No dia 05 foi a vez de Ai, Que Saudades do Lago!, novamente com o Núcleo Informal de Teatro, do Rio de Janeiro, RJ. O espetáculo repete a fórmula do outro trabalho da Cia (vide comentário anterior), inclusive com o mesmo elenco, direção e autor. Devo confessar que fiquei admirada com a versatilidade da atriz Claudia Ventura, que vai do cômico ao dramático em um piscar de olhos, qualidade esta extremamente necessária neste tipo de espetáculo narrativo.


Uma pequena modificação no formato do espetáculo é a incorporação à cena de elementos multimídias. Tanto o documentário exibido ao início do espetáculo quanto às imagens projetadas durante o mesmo nos auxiliam a compreender melhor as situações. Não é um elemento indispensável, mas também não prejudica o bom andamento da obra.


O festival segue até o dia 29. Ainda há muita coisa para se ver no SESC Prainha.

segunda-feira, setembro 03, 2007

Um Giro pela Diversidade Teatral!



Começou, neste sábado, na unidade do SESC Prainha o Festival Palco Giratório Brasil / Florianópolis. Uma mostra de artes cênicas que traz à cidade os espetáculos que participam do Circuito Nacional de Espetáculos realizado pelo Serviço Social do Comércio.

Louvar esta realização nunca é perda de tempo. O SESC e essa ação, hoje em dia, são as maiores programações envolvendo a arte teatral. Além de realizar centenas de apresentações em todo o Brasil, o projeto também prevê oficinas, festivais, cursos, debates e toda uma sequência de festivais e encontros que mantém vários grupos atuando. Ou seja, é opção de lazer e entretenimento para milhares de pessoas e opção de trabalho para muita gente.


Em Florianópolis a programação foi aberta, no dia primeiro, pelo Grupo Depósito de Teatro, com o espetáculo Aquelas Duas. Fundado em 1988, em Porto Alegre, RS, o grupo foca seu trabalho no teatro popular, buscando o resgate da dramaturgia brasileira, e na busca de um espaço onde se possam criar relações mais próximas entre espectadores e atores.

O espetáculo (que não tem assinatura de direção na ficha técnica) foi criado a partir de improvisações criadas pelas atrizes Liane Venturella e Sandra Possani.
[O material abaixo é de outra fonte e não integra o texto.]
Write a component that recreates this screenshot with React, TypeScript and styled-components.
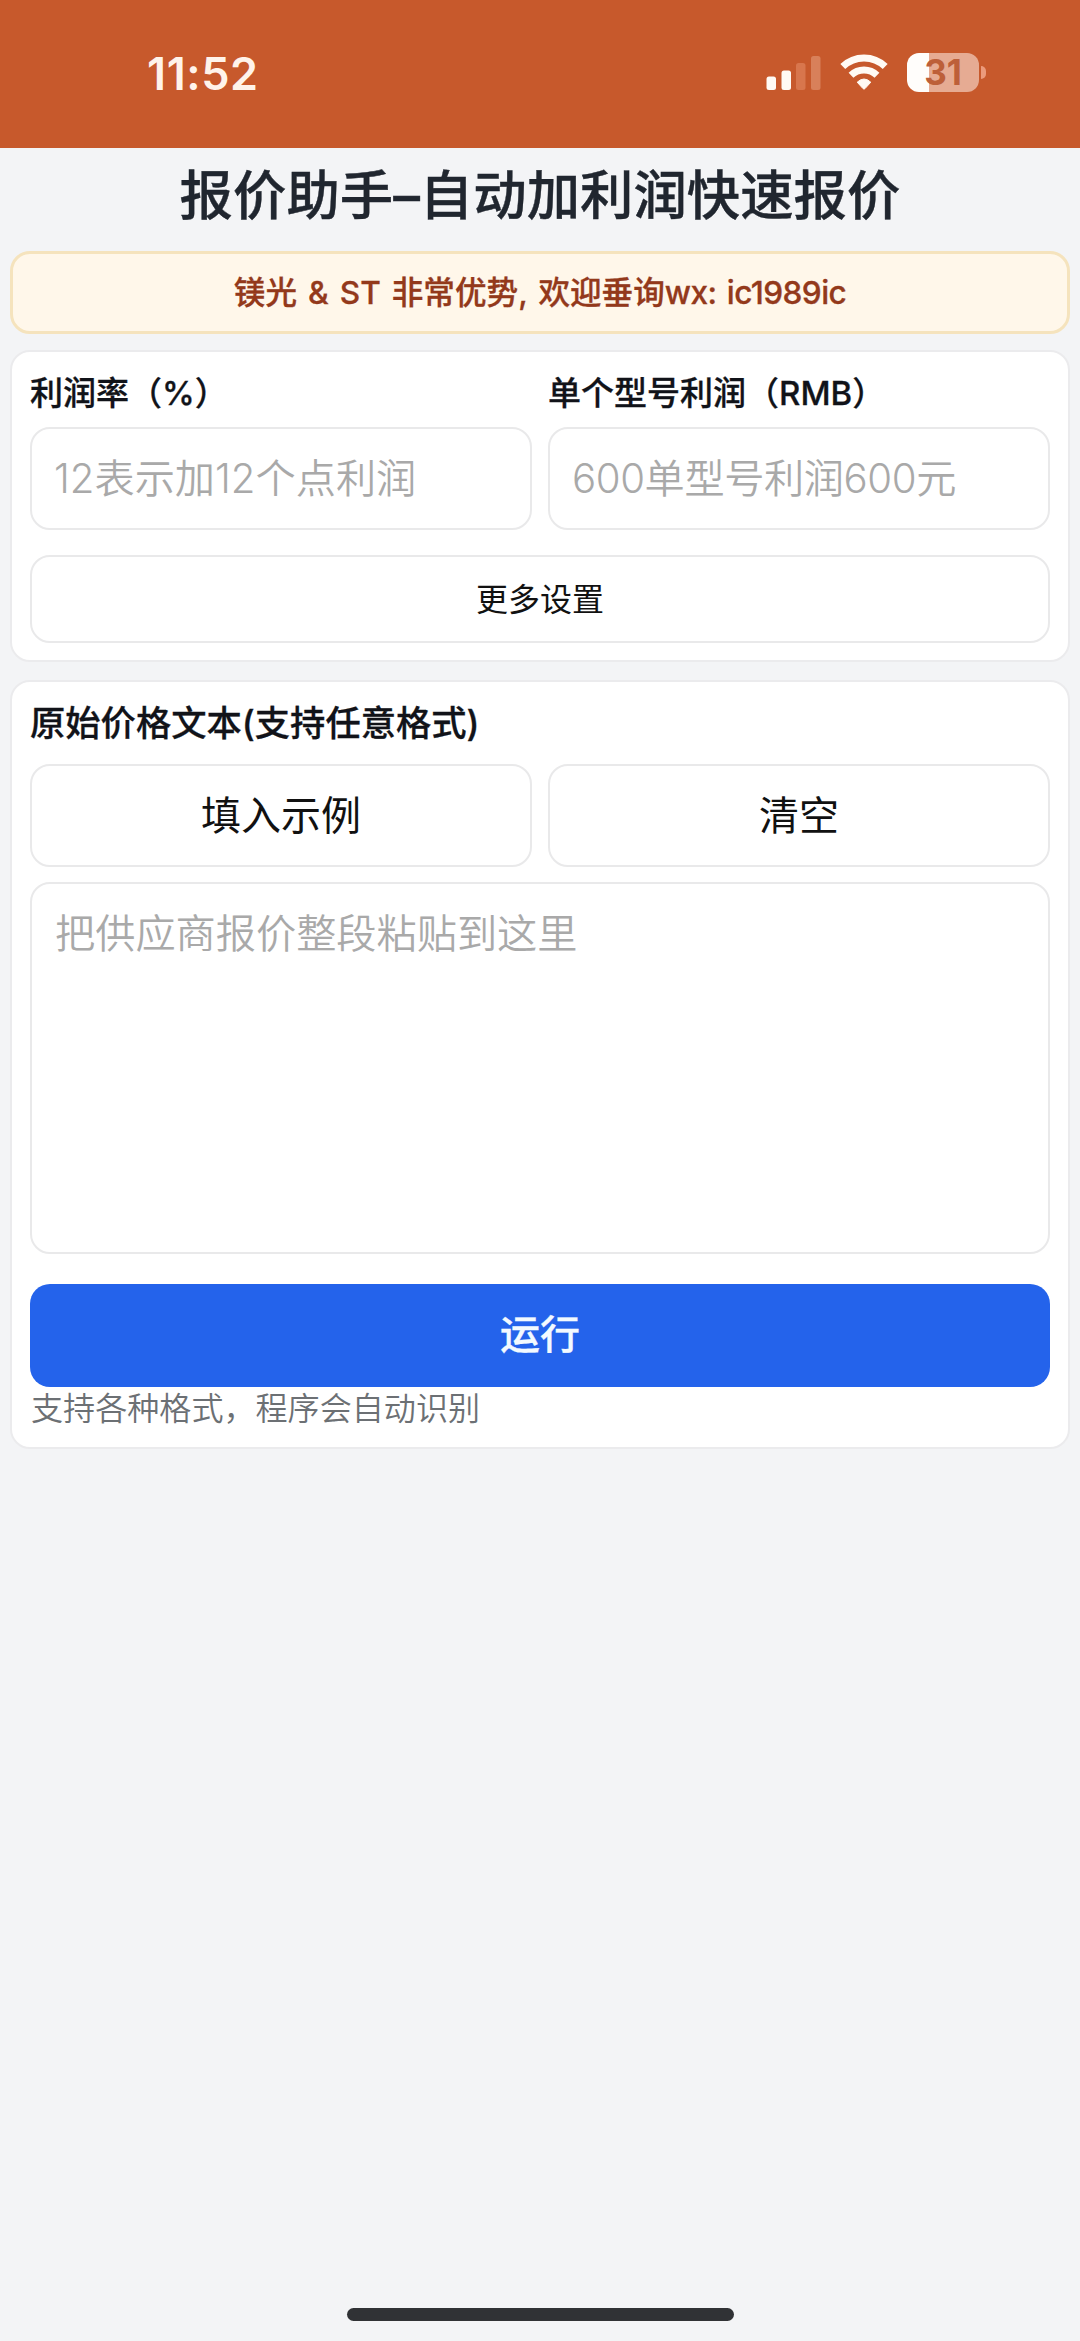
import React, { useState } from "react";
import styled, { createGlobalStyle } from "styled-components";

const GlobalStyle = createGlobalStyle`
  * { box-sizing: border-box; }
  html, body { margin: 0; padding: 0; background: #f3f4f6; }
  body, button, input, textarea {
    font-family: Inter, "Noto Sans CJK SC", sans-serif;
  }
`;

const Page = styled.div`
  width: 1080px;
  height: 2341px;
  display: flex;
  flex-direction: column;
  background: #f3f4f6;
  color: #111319;
  overflow: hidden;
`;

const StatusBar = styled.header`
  height: 148px;
  flex: none;
  display: flex;
  justify-content: space-between;
  padding: 0 94px 0 147px;
  background: #c7592c;
`;

const Clock = styled.time`
  height: 147px;
  line-height: 147px;
  font-size: 45px;
  font-weight: 600;
  letter-spacing: 0.6px;
  color: #fff3ea;
`;

const StatusIcons = styled.div`
  display: flex;
  align-items: flex-start;
  padding-top: 53px;
`;

const SignalIcon = styled.svg`
  margin: 3px 19px 0 0;
`;

const WifiIcon = styled.svg`
  margin: 1px 19px 0 0;
`;

const BatteryBody = styled.div`
  width: 72px;
  height: 39px;
  border-radius: 12px;
  background: linear-gradient(to right, #fffdfb 22px, #e6ab93 22px);
  color: #bd5f39;
  font-size: 35px;
  line-height: 39px;
  font-weight: 650;
  text-align: center;
`;

const BatteryTip = styled.div`
  width: 5px;
  height: 13px;
  margin: 13px 0 0 2px;
  border-radius: 0 6px 6px 0;
  background: #eb9a7b;
`;

const Content = styled.main`
  flex: 1;
  display: flex;
  flex-direction: column;
  padding: 0 10px;
`;

const Title = styled.h1`
  margin: 0;
  height: 103px;
  padding-top: 8px;
  line-height: 80px;
  font-size: 53.4px;
  font-weight: 500;
  text-align: center;
  white-space: nowrap;
  color: #20262f;
  -webkit-text-stroke: 0.4px #20262f;
`;

const Notice = styled.div`
  height: 83px;
  margin-bottom: 16px;
  border: 3px solid #f5e3bd;
  border-radius: 20px;
  background: #fff7ea;
  color: #93391b;
  font-size: 31.6px;
  font-weight: 500;
  line-height: 78px;
  word-spacing: 2.6px;
  text-align: center;
  white-space: nowrap;
  -webkit-text-stroke: 0.3px #93391b;
`;

const Contact = styled.span`
  letter-spacing: -0.6px;
`;

const Card = styled.section`
  margin-bottom: 18px;
  padding: 0 18px;
  border: 2px solid #ebebed;
  border-radius: 20px;
  background: #ffffff;
  display: flex;
  flex-direction: column;
`;

const Columns = styled.div`
  display: grid;
  grid-template-columns: 1fr 1fr;
  gap: 16px;
`;

const Field = styled.label`
  display: flex;
  flex-direction: column;
`;

const Caption = styled.span<{ $size: number; $height: number }>`
  height: ${(p) => p.$height}px;
  line-height: 83px;
  font-size: ${(p) => p.$size}px;
  font-weight: 500;
  white-space: nowrap;
  -webkit-text-stroke: 0.3px #111319;
`;

const NumberInput = styled.input<{ $tracking?: number }>`
  width: 100%;
  height: 103px;
  padding: 0 22px;
  border: 2px solid #e9e9ea;
  border-radius: 20px;
  background: #fff;
  font-size: 40.2px;
  font-weight: 350;
  letter-spacing: ${(p) => p.$tracking ?? 0}px;
  outline: none;
  &::placeholder { color: #a9a9a9; opacity: 1; }
`;

const PlainButton = styled.button<{ $height: number; $size: number }>`
  width: 100%;
  height: ${(p) => p.$height}px;
  padding: 1px 0 0;
  border: 2px solid #e9e9ea;
  border-radius: 20px;
  background: #fff;
  color: #111;
  font-size: ${(p) => p.$size}px;
  line-height: 60px;
`;

const SettingsRow = styled.div`
  padding: 25px 0 17px;
`;

const SourceText = styled.textarea`
  display: block;
  width: 100%;
  height: 372px;
  margin: 15px 0 30px;
  padding: 20px 23px;
  border: 2px solid #e9e9ea;
  border-radius: 20px;
  background: #fff;
  font-size: 40.2px;
  font-weight: 350;
  line-height: 60px;
  resize: none;
  outline: none;
  &::placeholder { color: #a9a9a9; opacity: 1; }
`;

const RunButton = styled.button`
  height: 103px;
  padding: 0 0 1px;
  border: 0;
  border-radius: 20px;
  background: #2463eb;
  color: #f3faff;
  font-size: 40px;
  font-weight: 500;
  line-height: 60px;
  -webkit-text-stroke: 0.3px #f3faff;
`;

const Hint = styled.p`
  margin: 0;
  height: 60px;
  padding-left: 1px;
  line-height: 44px;
  font-size: 32.1px;
  font-weight: 350;
  color: #6c7074;
`;

const HomeIndicator = styled.div`
  flex: none;
  align-self: center;
  width: 387px;
  height: 13px;
  margin-bottom: 20px;
  border-radius: 7px;
  background: #303235;
`;

const SAMPLE = "STM32F103C8T6 1000 8.5";

export default function App() {
  const [source, setSource] = useState("");
  return (
    <Page>
      <GlobalStyle />
      <StatusBar>
        <Clock>11:52</Clock>
        <StatusIcons>
          <SignalIcon width="55" height="34" viewBox="0 0 55 34">
            <rect x="0.5" y="20.5" width="9.5" height="13.5" rx="2.5" fill="#fffaf4" />
            <rect x="15.5" y="14.5" width="9.5" height="19.5" rx="2.5" fill="#fffaf4" />
            <rect x="30" y="7" width="9.5" height="27" rx="2.5" fill="#d8764d" />
            <rect x="45" y="0" width="9.5" height="34" rx="2.5" fill="#d8805a" />
          </SignalIcon>
          <WifiIcon width="48" height="36" viewBox="0 0 48 36">
            <g fill="none" stroke="#fffaf4" strokeWidth="7">
              <path d="M2.8 12.6 A30.5 30.5 0 0 1 45.2 12.6" />
              <path d="M11 21.2 A18.8 18.8 0 0 1 37 21.2" />
            </g>
            <path
              d="M17.2 28.2 Q24 21.8 30.8 28.2 L25 34.6 Q24 35.6 23 34.6 Z"
              fill="#fffaf4"
              stroke="#fffaf4"
              strokeWidth="1"
              strokeLinejoin="round"
            />
          </WifiIcon>
          <BatteryBody>31</BatteryBody>
          <BatteryTip />
        </StatusIcons>
      </StatusBar>
      <Content>
        <Title>报价助手–自动加利润快速报价</Title>
        <Notice>
          镁光 &amp; ST 非常优势, 欢迎垂询<Contact>wx: ic1989ic</Contact>
        </Notice>
        <Card>
          <Columns>
            <Field>
              <Caption $size={33} $height={75}>利润率（%）</Caption>
              <NumberInput placeholder="12表示加12个点利润" />
            </Field>
            <Field>
              <Caption $size={33} $height={75}>单个型号利润（RMB）</Caption>
              <NumberInput $tracking={-0.4} placeholder="600单型号利润600元" />
            </Field>
          </Columns>
          <SettingsRow>
            <PlainButton $height={88} $size={32}>更多设置</PlainButton>
          </SettingsRow>
        </Card>
        <Card>
          <Caption $size={35.3} $height={82}>原始价格文本(支持任意格式)</Caption>
          <Columns>
            <PlainButton $height={103} $size={40} onClick={() => setSource(SAMPLE)}>
              填入示例
            </PlainButton>
            <PlainButton $height={103} $size={40} onClick={() => setSource("")}>
              清空
            </PlainButton>
          </Columns>
          <SourceText
            placeholder="把供应商报价整段粘贴到这里"
            value={source}
            onChange={(e) => setSource(e.target.value)}
          />
          <RunButton>运行</RunButton>
          <Hint>支持各种格式，程序会自动识别</Hint>
        </Card>
      </Content>
      <HomeIndicator />
    </Page>
  );
}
O material resultante do trabalho inicial recebeu tratamento dramatúrgico de Nelson Diniz (que também assina a orientação para a atuação). Nele, conta-se a história de duas prostitutas que dividem uma casa e suas ações cotidianas e repetitivas. O texto parece beber, em alguns momentos, em trabalhos do teatro dito absurdo, principalmente no jogo da "dupla" que não se suporta mais e não consegue partir. Algumas cenas levam as personagens a indagações metafísicas, outras passam pelos mais banais dos momentos buscando encontrar raízes mais profundas para tais ações.

A produção do espetáculo é bem realizada, com figurino e maquiagem de Heinz Limaverde, um belíssimo cenário de Nelson Diniz e Serginho Etchichury e uma luz correta de Cláudia de Bem. A atuação é também correta, talvez um pouco prejudicada pela falta de consistência do texto. Um espetáculo que resulta em momentos instigantes, mas que peca pela falta de unidade.
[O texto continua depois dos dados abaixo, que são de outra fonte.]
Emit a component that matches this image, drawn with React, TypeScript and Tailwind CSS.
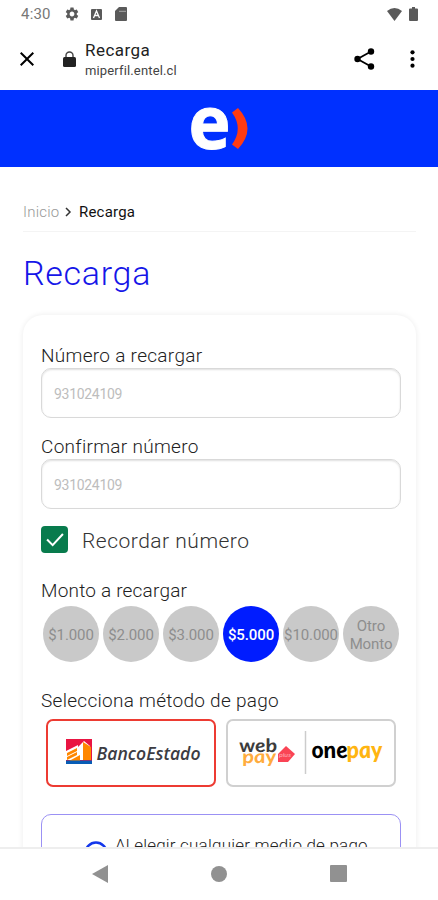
import { useState } from "react";
import { MdClose, MdSettings } from "react-icons/md";

const amounts = ["$1.000", "$2.000", "$3.000", "$5.000", "$10.000", "Otro Monto"];

const StatusBar = () => (
  <div className="flex h-7 items-center justify-between pl-[21px] pr-[20px] text-[#5a5a5a]">
    <div className="flex items-center">
      <span className="w-[43px] text-[15px] leading-none tracking-[0.2px] text-[#777]">4:30</span>
      <MdSettings size={16} />
      <svg width="11" height="11" viewBox="0 0 11 11" className="ml-[11px]">
        <rect width="11" height="11" rx="1" fill="currentColor" />
        <path d="M2.500 9 5.500 2 8.500 9M4 6.500H7" fill="none" stroke="#fff" strokeWidth="1.300" />
      </svg>
      <svg width="12" height="14" viewBox="0 0 12 14" fill="currentColor" className="ml-[13px]">
        <path d="M4 0H11Q12 0 12 1V13Q12 14 11 14H1Q0 14 0 13V4Z" />
        <path d="M4 4.300H11" stroke="#bbb" strokeWidth=".8" />
      </svg>
    </div>
    <div className="flex items-center gap-[7px]">
      <svg width="15" height="13" viewBox="0 0 15 13" fill="currentColor">
        <path d="M7.500 13 0 3Q7.500-3 15 3Z" />
      </svg>
      <svg width="9" height="14" viewBox="0 0 9 14" fill="currentColor">
        <path d="M3 0H6V1.500H8Q9 1.500 9 2.500V13Q9 14 8 14H1Q0 14 0 13V2.500Q0 1.500 1 1.500H3Z" />
      </svg>
    </div>
  </div>
);

const Toolbar = () => (
  <div className="flex h-[62px] items-center pl-[15px] pr-[23px] pb-[1px] text-black">
    <MdClose size={24} />
    <svg width="13" height="16" viewBox="0 0 13 16" className="ml-[24px]">
      <path d="M3 7V4.500A3.500 3.500 0 0 1 10 4.500V7" fill="none" stroke="#444" strokeWidth="1.400" />
      <rect y="6" width="13" height="10" rx="1.500" fill="#222" />
    </svg>
    <div className="ml-[9px] flex-1">
      <p className="mt-[4px] text-[17px] leading-[20px] tracking-[0.45px] text-[#222]">Recarga</p>
      <p className="text-[13px] leading-[21px] tracking-[0.15px] text-[#444]">miperfil.entel.cl</p>
    </div>
    <svg width="21" height="22" viewBox="0 0 21 22" fill="currentColor">
      <path d="M17 3.500 3.500 11 17 18.500" fill="none" stroke="currentColor" strokeWidth="1.800" />
      <circle cx="17" cy="3.500" r="3.200" />
      <circle cx="3.500" cy="11" r="3.200" />
      <circle cx="17" cy="18.500" r="3.200" />
    </svg>
    <svg width="5" height="18" viewBox="0 0 5 18" fill="currentColor" className="ml-[35px]">
      <circle cx="2.500" cy="2.300" r="2.100" />
      <circle cx="2.500" cy="9" r="2.100" />
      <circle cx="2.500" cy="15.700" r="2.100" />
    </svg>
  </div>
);

const EntelLogo = () => (
  <svg width="60" height="50" viewBox="0 0 60 50" className="overflow-visible">
    <text
      x="-0.5"
      y="44.5"
      textLength="42"
      lengthAdjust="spacingAndGlyphs"
      fontSize="74"
      fontWeight="700"
      fontFamily="Open Sans, sans-serif"
      fill="#fff"
      stroke="#fff"
      strokeWidth="1"
    >
      e
    </text>
    <path d="M49 4Q68 24.500 49 45L43 40.500Q54.500 24.500 43 8.500Z" fill="#ff3b12" />
  </svg>
);

type FieldProps = {
  label: string;
  value: string;
};

const Field = ({ label, value }: FieldProps) => (
  <label className="mb-[16px] block">
    <span className="block h-[25px] text-[19px] leading-[25px] font-light tracking-[0.3px] text-[#222]">
      {label}
    </span>
    <input
      placeholder={value}
      className="block h-[50px] w-full rounded-[10px] border border-[#d9d9d9] px-[12px] pt-[2px] text-[14px] tracking-[-0.3px] shadow-[inset_0_1px_2px_rgba(0,0,0,0.13)] outline-none placeholder:text-[#bdbdbd]"
    />
  </label>
);

const BancoEstado = () => (
  <svg width="138" height="28" viewBox="0 0 138 28" className="ml-[8px]">
    <path d="M0 0H26V24H0Z" fill="#e91542" />
    <path d="M0 12 12 6 12 8 18 2 24 7V21H0Z" fill="#fff" />
    <path d="M17 3 25 8V21H17Z" fill="#ff8700" />
    <path d="M1 14 11 9V12L1 17ZM1 18 11 13V16L1 21ZM3 22 14 16V22Z" fill="#ff8700" />
    <path d="M0 21.500H26V25H0Z" fill="#075cb5" />
    <text
      x="30.5"
      y="20.5"
      textLength="104"
      lengthAdjust="spacingAndGlyphs"
      fontSize="17.5"
      fontStyle="italic"
      fontWeight="600"
      fontFamily="Open Sans, sans-serif"
      fill="#3c3c43"
    >
      BancoEstado
    </text>
  </svg>
);

// The italic cut has the single-storey a; the skew sets it upright again.
const PayLogos = () => (
  <svg
    width="150"
    height="46"
    viewBox="0 0 150 46"
    fontFamily="Lato, sans-serif"
    fontStyle="italic"
    className="overflow-visible"
  >
    <g transform="translate(4 22) skewX(8)" fontSize="18.5" fontWeight="700">
      <text textLength="38" lengthAdjust="spacingAndGlyphs" fill="#3c3c3c">
        web
      </text>
    </g>
    <g transform="translate(7 32.5) skewX(8)" fontSize="18.5" fontWeight="700">
      <text textLength="34" lengthAdjust="spacingAndGlyphs" fill="#ffac3d">
        pay
      </text>
    </g>
    <path d="M42 24 50 16 59 24 52 32H42Z" fill="#fa4455" />
    <text x="43" y="27" textLength="12" lengthAdjust="spacingAndGlyphs" fontSize="6" fill="#ffadb4">
      plus
    </text>
    <path d="M69.500 1V44" stroke="#ccc" strokeWidth="1.500" />
    <g transform="translate(76.5 28) skewX(8)" fontSize="23.5" fontWeight="900">
      <text textLength="36" lengthAdjust="spacingAndGlyphs" fill="#000">
        one
      </text>
    </g>
    <g transform="translate(111.5 28) skewX(8)" fontSize="23.5" fontWeight="900">
      <text textLength="36" lengthAdjust="spacingAndGlyphs" fill="#ffb511">
        pay
      </text>
    </g>
  </svg>
);

const NavBar = () => (
  <div className="flex h-[53px] shrink-0 items-center justify-center gap-[103px] border-t-2 border-[#eee] bg-white pb-[2px] text-[#919191]">
    <svg width="16" height="18" viewBox="0 0 16 18" fill="currentColor">
      <path d="M0 9 16 0V18Z" />
    </svg>
    <span className="h-4 w-4 rounded-full bg-[#919191]" />
    <span className="h-[17px] w-[17px] rounded-[1px] bg-[#919191]" />
  </div>
);

export default function App() {
  const [amount, setAmount] = useState("$5.000");
  const [remember, setRemember] = useState(true);

  return (
    <div className="flex h-[900px] w-[438px] flex-col overflow-hidden bg-white font-['Roboto',sans-serif]">
      <div className="min-h-0 flex-1 overflow-hidden">
        <StatusBar />
        <Toolbar />
        <header className="flex h-[77px] items-center justify-center bg-[#0030ff]">
          <EntelLogo />
        </header>

        <main className="pr-[22px] pl-[23px]">
          <nav className="flex h-[65px] items-center border-b border-[#f4f4f4] pt-[26px] text-[15px] tracking-[0.2px]">
            <span className="w-[42px] font-light text-[#999]">Inicio</span>
            <svg width="7" height="10" viewBox="0 0 7 10" fill="none" stroke="#333" strokeWidth="1.500">
              <path d="M1 1 5 5 1 9" />
            </svg>
            <span className="ml-[7px] text-[#111]">Recarga</span>
          </nav>
          <h1 className="h-[83px] pt-[18px] text-[34px] leading-[46px] font-light tracking-[0.7px] text-[#1616e8]">
            Recarga
          </h1>

          <section className="h-[600px] rounded-[20px] pr-[15px] pl-[18px] pt-[28px] shadow-[0_0_5px_1px_rgba(0,0,0,0.06)]">
            <Field label="Número a recargar" value="931024109" />
            <Field label="Confirmar número" value="931024109" />
            <button onClick={() => setRemember(!remember)} className="mt-[17px] flex items-center">
              <span
                className={`flex h-[27px] w-[27px] items-center justify-center rounded-[4px] ${
                  remember ? "bg-[#087b4d]" : "border border-gray-300"
                }`}
              >
                {remember && (
                  <svg width="18" height="14" viewBox="0 0 19 15" fill="none" stroke="#fff" strokeWidth="2.200">
                    <path d="M1 7 7 13 18 1" />
                  </svg>
                )}
              </span>
              <span className="mt-[3px] ml-[14px] text-[21px] leading-[24px] font-light tracking-[0.5px] text-[#333]">
                Recordar número
              </span>
            </button>

            <p className="mt-[25px] h-[28px] text-[19px] leading-[25px] font-light tracking-[0.2px] text-[#222]">
              Monto a recargar
            </p>
            <div className="ml-[2px] flex gap-[4px]">
              {amounts.map((item) => (
                <button
                  key={item}
                  onClick={() => setAmount(item)}
                  className={`flex h-14 w-14 shrink-0 items-center justify-center rounded-full pt-[2px] text-[15px] leading-[18px] ${
                    amount === item
                      ? "bg-[#001cff] font-medium tracking-[-0.1px] text-white"
                      : "bg-[#c9c9c9] tracking-[-0.1px] text-[#8e8e8e]"
                  }`}
                >
                  {item}
                </button>
              ))}
            </div>

            <p className="mt-[26px] h-[31px] text-[19px] leading-[25px] font-light tracking-[0.28px] text-[#222]">
              Selecciona método de pago
            </p>
            <div className="ml-[5px] flex gap-[10px]">
              <button className="flex h-[68px] w-[170px] items-center justify-center rounded-[7px] border-2 border-[#ed3b32]">
                <BancoEstado />
              </button>
              <button className="flex h-[68px] w-[170px] items-center justify-center rounded-[7px] border-2 border-[#d0d0d0]">
                <PayLogos />
              </button>
            </div>

            <div className="mt-[27px] flex h-[90px] rounded-[10px] border border-[#9b91f4] pt-[19px] pl-[42px]">
              <svg width="24" height="24" viewBox="0 0 24 24" fill="none" stroke="#1236eb" strokeWidth="2.500" className="mt-[7px]">
                <circle cx="12" cy="12" r="10.500" />
                <path d="M12 11V17M12 7V8" />
              </svg>
              <p className="ml-[7px] text-[17px] leading-[22px] font-light tracking-[0.2px] whitespace-nowrap text-[#222]">
                Al elegir cualquier medio de pago
              </p>
            </div>
          </section>
        </main>
      </div>
      <NavBar />
    </div>
  );
}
Nos dias dois e três, a programação seguiu, trazendo do Rio de Janeiro, RJ o espetáculo Antônio Maria - A Noite é Uma Criança do Núcleo Informal de Teatro. O musical, dirigido por Joana Lebreiro, tem no elenco os atores Cláudia Ventura, Alexandre Dantas e Marcos França (que também assina o texto) e os músicos Fabio Nin, Daniel Máximo e Geórgia Câmara (fazendo um belo acompanhamento, diga-se de passagem).

Para contar (literalmente) a história do compositor pernambucano, a direção opta por ambientar o palco como um bar, reduto da boêmia carioca, onde Antônio Maria passa a maior parte de suas noites na companhia de outros intelectuais da época. Bares estes onde o mesmo irá falecer em 1964, vítima de ataque cardíaco.

Se em Aquelas Duas o público era convidado a participar de uma interpretação estilizada, neste Antônio Maria o que impera é o realismo (quase televisivo). O espetáculo funciona muito bem, agradando ao público pela qualidade vocal e trazendo uma interpretação impecável de Cláudia Ventura. Só a possibilidade de vê-la cantar e interpretar já vale o valor do ingresso.

O festival se estende até o dia 29 deste mês. Se você ainda não tem, corra até o SESC e pegue a sua programação! A julgar pelas duas primeiras atrações, algumas das melhores produções do país estarão em Florianópolis em setembro. Aproveite!